Die Frage, warum sich seit der Einführung des allseits bekannten Grünen Punktes in den 1990er Jahren praktisch nichts verbessert hat, lässt sich mit der Funktionsweise des Dualen Systems Deutschland, kurz DSD, beantworten:

1996 wurden die Produzenten von Verpackungsmüll, also zum Beispiel Supermarktketten, später auch Online-Händler, gesetzlich verpflichtet, nach dem Verursacherprinzip ihren Müll wieder zurückzunehmen und ordentlich zu entsorgen bzw. zu recyceln. Mit dieser Aufgabe beauftragten sie Entsorgungsunternehmen wie z.B. den „Grünen Punkt“. Diese wiederum verkaufen bis heute den Produzenten Zertifikate pro anfallender Müllmenge. Damit ist die Verantwortung für den Müll von den Produzenten auf die Entsorger des DSD übertragen.

Die Firmen des DSD wiederum beauftragen bis heute quasi Subunternehmer wie die Firma Hofmann mit dem Einsammeln der Verpackungsabfälle, in unserem Fall mittels Gelber Säcke. Neben dem „Grünen Punkt“ gibt es mittlerweile sieben weitere Entsorger, die in harter Konkurrenz zueinander möglichst große Anteile des Müllbergs zu kaufen versuchen. So fahren täglich acht verschiedene Lastwägen der Entsorger in Pyras vor, um ihren jeweiligen Anteil an Verpackungsmüll (beim Grünen Punkt sind es zum Beispiel derzeit 30 %) abzuholen und zu jeweils eigenen Sortieranlagen in München, Hessen, Baden-Württemberg etc. zu fahren. Wider Erwarten hat also weder das Landratsamt noch Firma Hofmann Einfluss darauf, was mit dem Inhalt der Gelben Säcke weiter geschieht. Von staatlicher Seite ist lediglich seit dem 1. Januar 2019 eine Recyclingquote für Verpackungsmüll von 40 % vorgeschrieben – wozu aber auch Altglas und Papier zählen.
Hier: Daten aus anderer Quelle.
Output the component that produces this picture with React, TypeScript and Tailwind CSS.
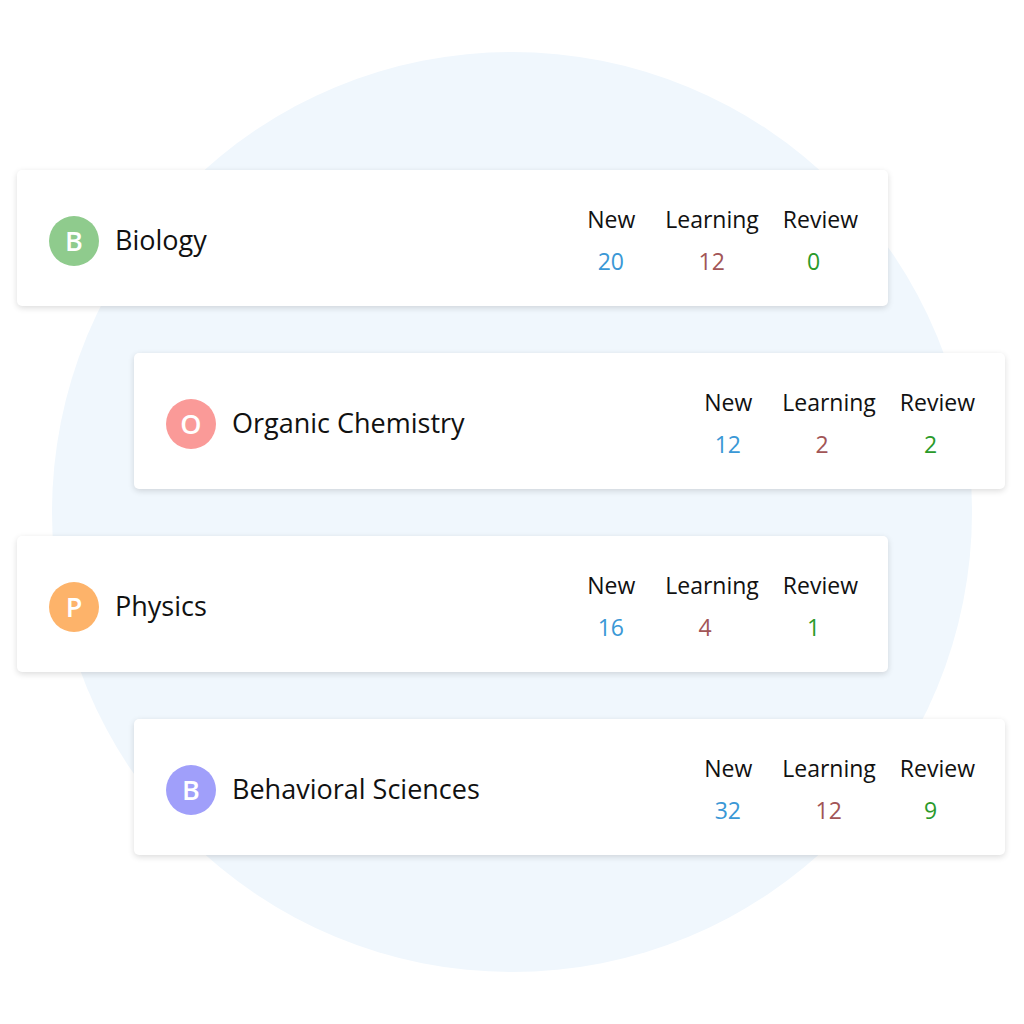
import React from "react";

type Deck = {
  letter: string;
  name: string;
  color: string;
  indent: string;
  stats: [string, string, string];
};

const decks: Deck[] = [
  { letter: "B", name: "Biology", color: "bg-[#8fcb8d]", indent: "ml-[17px]", stats: ["20", "12", "0"] },
  { letter: "O", name: "Organic Chemistry", color: "bg-[#fa9a98]", indent: "ml-[134px]", stats: ["12", "2", "2"] },
  { letter: "P", name: "Physics", color: "bg-[#fdb36a]", indent: "ml-[17px]", stats: ["16", "4", "1"] },
  { letter: "B", name: "Behavioral Sciences", color: "bg-[#a09ffa]", indent: "ml-[134px]", stats: ["32", "12", "9"] },
];

function Stat({ label, value, color, className }: { label: string; value: string; color: string; className?: string }) {
  return (
    <div className={`flex flex-col items-center ${className ?? ""}`}>
      <div className="text-[23px] leading-[28px] text-[#111]">{label}</div>
      <div className={`mt-[14px] w-[27px] text-left text-[23px] leading-[28px] ${color}`}>{value}</div>
    </div>
  );
}

function Card({ d }: { d: Deck }) {
  return (
    <div
      className={`${d.indent} relative z-10 flex h-[136px] w-[871px] items-center justify-between rounded-[5px] bg-white pl-[32px] pr-[30px] shadow-[0_2px_6px_rgba(0,0,0,0.14)]`}
    >
      <div className="flex items-center gap-[16px] pt-[5px]">
        <div
          className={`${d.color} flex h-[50px] w-[50px] items-center justify-center rounded-full text-[27px] font-semibold leading-none text-white`}
        >
          {d.letter}
        </div>
        <div className="text-[27px] text-[#111] leading-none pb-[2px]">{d.name}</div>
      </div>
      <div className="flex items-start pt-[4px]">
        <Stat label="New" value={d.stats[0]} color="text-[#3a98d6]" />
        <Stat label="Learning" value={d.stats[1]} color="text-[#a25556]" className="ml-[30px]" />
        <Stat label="Review" value={d.stats[2]} color="text-[#2a9a2a]" className="ml-[24px]" />
      </div>
    </div>
  );
}

export default function App() {
  return (
    <div
      className="relative h-[1024px] w-[1024px] overflow-hidden bg-white"
      style={{ fontFamily: '"Open Sans", "Noto Sans", sans-serif' }}
    >
      <div className="absolute left-[52px] top-[52px] h-[920px] w-[920px] rounded-full bg-[#f0f7fd]" />
      <div className="relative flex flex-col gap-[47px] pt-[170px]">
        {decks.map((d, i) => (
          <Card key={i} d={d} />
        ))}
      </div>
    </div>
  );
}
Auch der Ort, wo dieses Recycling stattfindet, ist gesetzlich nicht festgelegt. Und so ist es durchaus wahrscheinlich, dass auch Teile unseres Hausmülls in Malaysia oder auf den Malediven in Hinterhöfen, auf Feldern oder Gärten landen oder von Meeresbewohnern gefressen werden. Da bleibt eine große Frage offen: hat eigentlich in 26 Jahren des DSD niemand dessen Zweckerfüllung überprüft und angemahnt?

Übrigens entwickelt sich derzeit auch die Entsorgung von Elektroschrott in einem vergleichbaren System. Statt einem Zwang, die eigenen Geräte zurückzunehmen und dadurch dem Anreiz, diese recycelbar zu konstruieren, hat jeder Produzent lediglich für die Entsorgung seines prozentualen Marktanteils aufzukommen – durch eine pauschale Abgabe an ein Entsorgungsunternehmen.

 „Aufgrund dieses Dualen Systems haben die Erzeuger praktisch keinen Anreiz, Müll einzusparen – außer dem Image beim Kunden,“ kritisierte Herr Handel. Dieses Kundeninteresse hat immerhin dazu geführt, dass es bei Aldi nun auch loses Obst und Gemüse gibt oder dass Edeka Wurst und Käse auch in mitgebrachte Dosen abgibt – beides tolle Initiativen vor Ort, die wir Grünen sehr gern unterstützen. 

Eines steht fest: auch vor unser aller Haustür gibt es noch viel zu tun.